-- START OF DATASET EXCERPT --

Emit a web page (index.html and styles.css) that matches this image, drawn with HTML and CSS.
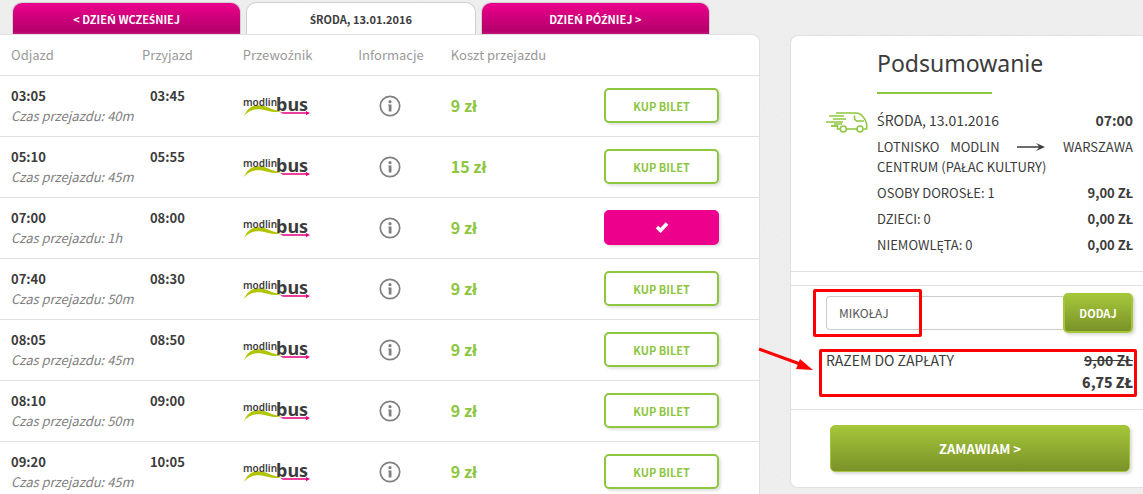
FILE: index.html
```html
<!doctype html>
<html lang="pl">
<head>
<meta charset="utf-8">
<title>ModlinBus - wybór kursu</title>
<link rel="stylesheet" href="styles.css">
</head>
<body>
<svg class="sprite" aria-hidden="true">
	<symbol id="logo" viewBox="0 0 68 24">
		<path d="M1 22C5 13 10 10.500 18 11.500C26 12.500 30 17 39 17C31 19.500 25 16.500 19 15.500C12 14.500 6 16 1 22Z" fill="#b0c400"/>
		<text x="0" y="12" class="logo-modlin">modlin</text>
		<text x="33" y="17" class="logo-bus">bus</text>
		<path d="M37 18.300H63V17L67 19L63 21.300V19.800H40Z" fill="#e5007d"/>
	</symbol>
	<symbol id="info" viewBox="0 0 22 22">
		<circle cx="11" cy="11" r="9.700" fill="none" stroke="#808080" stroke-width="1.700"/>
		<circle cx="11" cy="6.700" r="1.600" fill="#808080"/>
		<path d="M9.200 9.500H12.500V16.500H9.700V10.500H9.200Z" fill="#808080"/>
	</symbol>
</svg>
<div class="page">
	<div class="courses">
		<div class="tabs">
			<a href="#" class="tab">&lt; Dzie<span class="pl">ń</span> wcze<span class="pl">ś</span>niej</a>
			<a href="#" class="tab active"><span class="pl">Ś</span>roda, 13.01.2016</a>
			<a href="#" class="tab">Dzie<span class="pl">ń</span> pó<span class="pl">ź</span>niej &gt;</a>
		</div>
		<div class="sheet">
			<table class="list">
				<thead>
					<tr>
						<th class="from">Odjazd</th>
						<th class="to">Przyjazd</th>
						<th class="carrier">Przewo<span class="pl">ź</span>nik</th>
						<th class="info">Informacje</th>
						<th class="price">Koszt przejazdu</th>
						<th class="buy"></th>
					</tr>
				</thead>
				<tbody>
					<tr>
						<td class="from"><b>03:05</b><i>Czas przejazdu: 40m</i></td>
						<td class="to"><b>03:45</b></td>
						<td class="carrier"><svg class="logo" role="img" aria-label="modlinbus"><use href="#logo"/></svg></td>
						<td class="info"><svg class="info-icon" role="img" aria-label="Informacje"><use href="#info"/></svg></td>
						<td class="price">9 zł</td>
						<td class="buy"><button type="button" class="btn-buy">Kup bilet</button></td>
					</tr>
					<tr>
						<td class="from"><b>05:10</b><i>Czas przejazdu: 45m</i></td>
						<td class="to"><b>05:55</b></td>
						<td class="carrier"><svg class="logo" role="img" aria-label="modlinbus"><use href="#logo"/></svg></td>
						<td class="info"><svg class="info-icon" role="img" aria-label="Informacje"><use href="#info"/></svg></td>
						<td class="price">15 zł</td>
						<td class="buy"><button type="button" class="btn-buy">Kup bilet</button></td>
					</tr>
					<tr>
						<td class="from"><b>07:00</b><i>Czas przejazdu: 1h</i></td>
						<td class="to"><b>08:00</b></td>
						<td class="carrier"><svg class="logo" role="img" aria-label="modlinbus"><use href="#logo"/></svg></td>
						<td class="info"><svg class="info-icon" role="img" aria-label="Informacje"><use href="#info"/></svg></td>
						<td class="price">9 zł</td>
						<td class="buy"><button type="button" class="btn-buy selected" aria-label="Wybrany"><svg class="check" viewBox="0 0 14 12"><path d="M2 6L5.500 9.500L12 2.500" fill="none" stroke="#fff" stroke-width="3.600"/></svg></button></td>
					</tr>
					<tr>
						<td class="from"><b>07:40</b><i>Czas przejazdu: 50m</i></td>
						<td class="to"><b>08:30</b></td>
						<td class="carrier"><svg class="logo" role="img" aria-label="modlinbus"><use href="#logo"/></svg></td>
						<td class="info"><svg class="info-icon" role="img" aria-label="Informacje"><use href="#info"/></svg></td>
						<td class="price">9 zł</td>
						<td class="buy"><button type="button" class="btn-buy">Kup bilet</button></td>
					</tr>
					<tr>
						<td class="from"><b>08:05</b><i>Czas przejazdu: 45m</i></td>
						<td class="to"><b>08:50</b></td>
						<td class="carrier"><svg class="logo" role="img" aria-label="modlinbus"><use href="#logo"/></svg></td>
						<td class="info"><svg class="info-icon" role="img" aria-label="Informacje"><use href="#info"/></svg></td>
						<td class="price">9 zł</td>
						<td class="buy"><button type="button" class="btn-buy">Kup bilet</button></td>
					</tr>
					<tr>
						<td class="from"><b>08:10</b><i>Czas przejazdu: 50m</i></td>
						<td class="to"><b>09:00</b></td>
						<td class="carrier"><svg class="logo" role="img" aria-label="modlinbus"><use href="#logo"/></svg></td>
						<td class="info"><svg class="info-icon" role="img" aria-label="Informacje"><use href="#info"/></svg></td>
						<td class="price">9 zł</td>
						<td class="buy"><button type="button" class="btn-buy">Kup bilet</button></td>
					</tr>
					<tr>
						<td class="from"><b>09:20</b><i>Czas przejazdu: 45m</i></td>
						<td class="to"><b>10:05</b></td>
						<td class="carrier"><svg class="logo" role="img" aria-label="modlinbus"><use href="#logo"/></svg></td>
						<td class="info"><svg class="info-icon" role="img" aria-label="Informacje"><use href="#info"/></svg></td>
						<td class="price">9 zł</td>
						<td class="buy"><button type="button" class="btn-buy">Kup bilet</button></td>
					</tr>
				</tbody>
			</table>
		</div>
	</div>
	<div class="summary">
		<div class="trip">
			<svg class="van" viewBox="0 0 42 22" fill="none" stroke="#8dc63f" stroke-width="1.600">
				<path d="M10 2H30C35 2 38 6 40 11C41 13 41 15 40.500 18H37.500M31 18H20.500M14 18H11.500V15H5"/>
				<path d="M28.500 4.500V8L30.500 10H38"/>
				<path d="M3 5H18M7 8H20M0 11H17M5 15H12M8 13H16"/>
				<circle cx="17.300" cy="18" r="3"/>
				<circle cx="34" cy="18" r="3"/>
			</svg>
			<div class="trip-data">
				<h2>Podsumowanie</h2>
				<div class="row date"><span><span class="pl">Ś</span>roda, 13.01.2016</span><b>07:00</b></div>
				<p class="route">Lotnisko Modlin <svg class="arrow" viewBox="0 0 28 10"><path d="M0 4.300H22L19 1L28 5L19 9L22 5.700H0Z" fill="#3c3c3c"/></svg> Warszawa Centrum (Pałac Kultury)</p>
				<div class="row"><span>Osoby dorosłe: 1</span><b>9,00 zł</b></div>
				<div class="row"><span>Dzieci: 0</span><b>0,00 zł</b></div>
				<div class="row"><span>Niemowlęta: 0</span><b>0,00 zł</b></div>
			</div>
		</div>
		<div class="pay">
			<form class="code">
				<input type="text" value="MIKOŁAJ" aria-label="Kod rabatowy">
				<button type="button" class="btn-green">Dodaj</button>
				<span class="mark mark-code"></span>
			</form>
			<div class="total">
				<span>Razem do zapłaty</span>
				<div class="sum"><del>9,00 zł</del><b>6,75 zł</b></div>
				<span class="mark mark-total"></span>
				<svg class="pointer" viewBox="0 0 56 26"><path d="M1 3L42 18" stroke="#f00" stroke-width="3"/><path d="M42 13L55 24L38 23Z" fill="#f00"/></svg>
			</div>
		</div>
		<div class="order">
			<button type="button" class="btn-green">Zamawiam &gt;</button>
		</div>
	</div>
</div>
</body>
</html>
```
FILE: styles.css
```css
*{
	box-sizing: border-box;
}
body{
	margin: 0;
	background: #efefef url("data:image/svg+xml,%3Csvg xmlns='http://www.w3.org/2000/svg' width='120' height='120'%3E%3Cfilter id='n'%3E%3CfeTurbulence type='fractalNoise' baseFrequency='.5' numOctaves='2' stitchTiles='stitch'/%3E%3CfeColorMatrix type='saturate' values='0'/%3E%3C/filter%3E%3Crect width='120' height='120' filter='url(%23n)' opacity='.07'/%3E%3C/svg%3E");
	font-family: "Noto Sans CJK JP", "Open Sans", sans-serif;
	font-size: 13px;
	line-height: 20px;
	color: #3c3c3c;
}
.sprite{
	display: none;
}
.pl{
	font-family: "Open Sans", sans-serif;
}
.page{
	display: grid;
	grid-template-columns: 760fr 353fr;
	column-gap: 30px;
	align-items: start;
	height: 100vh;
	overflow: hidden;
}
.tabs{
	display: flex;
	gap: 5px;
	padding: 2px 50px 0 12px;
}
.tab{
	flex: 1;
	height: 32px;
	border: 1px solid #d0d0d0;
	border-bottom: 0;
	border-radius: 10px 10px 0 0;
	background: linear-gradient(#ec008c, #b4006b 90%, #c2187c);
	color: #fff;
	font-size: 11px;
	font-weight: bold;
	line-height: 32px;
	text-align: center;
	text-transform: uppercase;
	text-decoration: none;
}
.tab.active{
	background: #fff;
	color: #3c3c3c;
}
.sheet{
	border: 1px solid #e0e0e0;
	border-left: 0;
	border-radius: 0 8px 0 0;
	background: #fff;
}
.list{
	width: 100%;
	table-layout: fixed;
	border-collapse: collapse;
}
.list th, .list td{
	padding: 0;
	border-bottom: 1px solid #e0e0e0;
	text-align: left;
}
.list th{
	height: 40px;
	color: #999;
	font-weight: normal;
}
.list td{
	height: 61px;
}
.list .from{
	width: 18.700%;
	padding-left: 11px;
}
.list .to{
	width: 13.300%;
}
.list td.to{
	padding: 10px 0 0 8px;
	vertical-align: top;
}
.list .carrier{
	width: 15.200%;
}
.list .info{
	width: 12.200%;
}
.list td.info{
	padding-left: 21px;
}
.list .price{
	width: 20.200%;
}
.list td.price{
	padding-bottom: 2px;
	color: #8dc63f;
	font-size: 16px;
	font-weight: bold;
}
.from b, .from i{
	display: block;
}
.from i{
	color: #808080;
}
.logo{
	display: block;
	width: 68px;
	height: 24px;
}
.logo-modlin, .logo-bus{
	font-family: "Noto Sans", sans-serif;
	fill: #3c3c3c;
}
.logo-modlin{
	font-size: 10px;
	font-weight: 600;
}
.logo-bus{
	font-size: 18px;
	font-weight: bold;
}
.info-icon{
	display: block;
	width: 22px;
	height: 22px;
}
.btn-buy{
	display: block;
	width: 115px;
	height: 35px;
	padding: 0;
	border: 2px solid #8dc63f;
	border-radius: 5px;
	background: #fff;
	box-shadow: 2px 2px 3px rgba(0,0,0,.12);
	color: #8dc63f;
	font: bold 11px "Noto Sans CJK JP", "Open Sans", sans-serif;
	text-transform: uppercase;
}
.btn-buy.selected{
	border-color: #ec008c;
	background: #ec008c;
}
.check{
	width: 14px;
	height: 12px;
}
.summary{
	margin-top: 35px;
	border: 1px solid #e0e0e0;
	border-right: 0;
	border-radius: 8px 0 0 8px;
	background: #fff;
	text-transform: uppercase;
}
.trip{
	display: flex;
	gap: 9px;
	padding: 10px 10px 13px 35px;
	border-bottom: 1px solid #e0e0e0;
}
.van{
	flex: none;
	width: 42px;
	height: 22px;
	margin-top: 65px;
}
.trip-data{
	flex: 1;
}
.trip h2{
	margin: 0 0 15px;
	font-family: "Noto Sans", sans-serif;
	font-size: 23px;
	font-weight: normal;
	line-height: 34px;
	text-transform: none;
}
.trip h2::after{
	content: "";
	display: block;
	width: 115px;
	height: 2px;
	margin-top: 12px;
	background: #8dc63f;
}
.row{
	display: flex;
	justify-content: space-between;
	line-height: 26px;
}
.row.date{
	font-size: 14px;
	line-height: 22px;
}
.route{
	margin: 5px 0 3px;
	text-align: justify;
}
.arrow{
	width: 28px;
	height: 10px;
	margin: 0 7px;
}
.pay{
	margin-top: 13px;
	padding: 7px 10px 16px 35px;
	border-top: 1px solid #e0e0e0;
	border-bottom: 1px solid #e0e0e0;
}
.code{
	display: flex;
	align-items: center;
	position: relative;
}
.code input{
	flex: 1;
	min-width: 0;
	height: 34px;
	padding: 0 12px;
	border: 1px solid #ccc;
	border-right: 0;
	border-radius: 4px 0 0 4px;
	color: #555;
	font: 12px "Noto Sans CJK JP", "Open Sans", sans-serif;
}
.btn-green{
	border: 2px solid #a4c639;
	border-radius: 5px;
	background: linear-gradient(#a4c639, #7a9229);
	box-shadow: 2px 2px 3px rgba(0,0,0,.15);
	color: #fff;
	font: bold 13px "Noto Sans CJK JP", "Open Sans", sans-serif;
	text-transform: uppercase;
}
.code .btn-green{
	width: 70px;
	height: 40px;
	padding: 0;
	font-size: 11px;
}
.total{
	display: flex;
	justify-content: space-between;
	position: relative;
	margin-top: 16px;
	font-size: 14px;
	line-height: 22px;
}
.sum{
	font-weight: bold;
	text-align: right;
}
.sum del, .sum b{
	display: block;
}
.order{
	padding: 15px 13px 15px 39px;
}
.order .btn-green{
	width: 100%;
	height: 47px;
	border-width: 1px;
}
/* red marks over the form */
.mark{
	position: absolute;
	border: 3px solid #f00;
	border-radius: 2px;
}
.mark-code{
	left: -13px;
	top: -4px;
	width: 109px;
	height: 48px;
}
.mark-total{
	left: -7px;
	right: -4px;
	top: 0;
	height: 48px;
}
.pointer{
	position: absolute;
	left: -68px;
	top: -3px;
	width: 56px;
	height: 26px;
}
```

-- END OF DATASET EXCERPT --

[YOUR TASK]: Note every line above where the string "index" shows up, and copy those lines.

[RESULT OF THE TASK]:
Emit a web page (index.html and styles.css) that matches this image, drawn with HTML and CSS.
FILE: index.html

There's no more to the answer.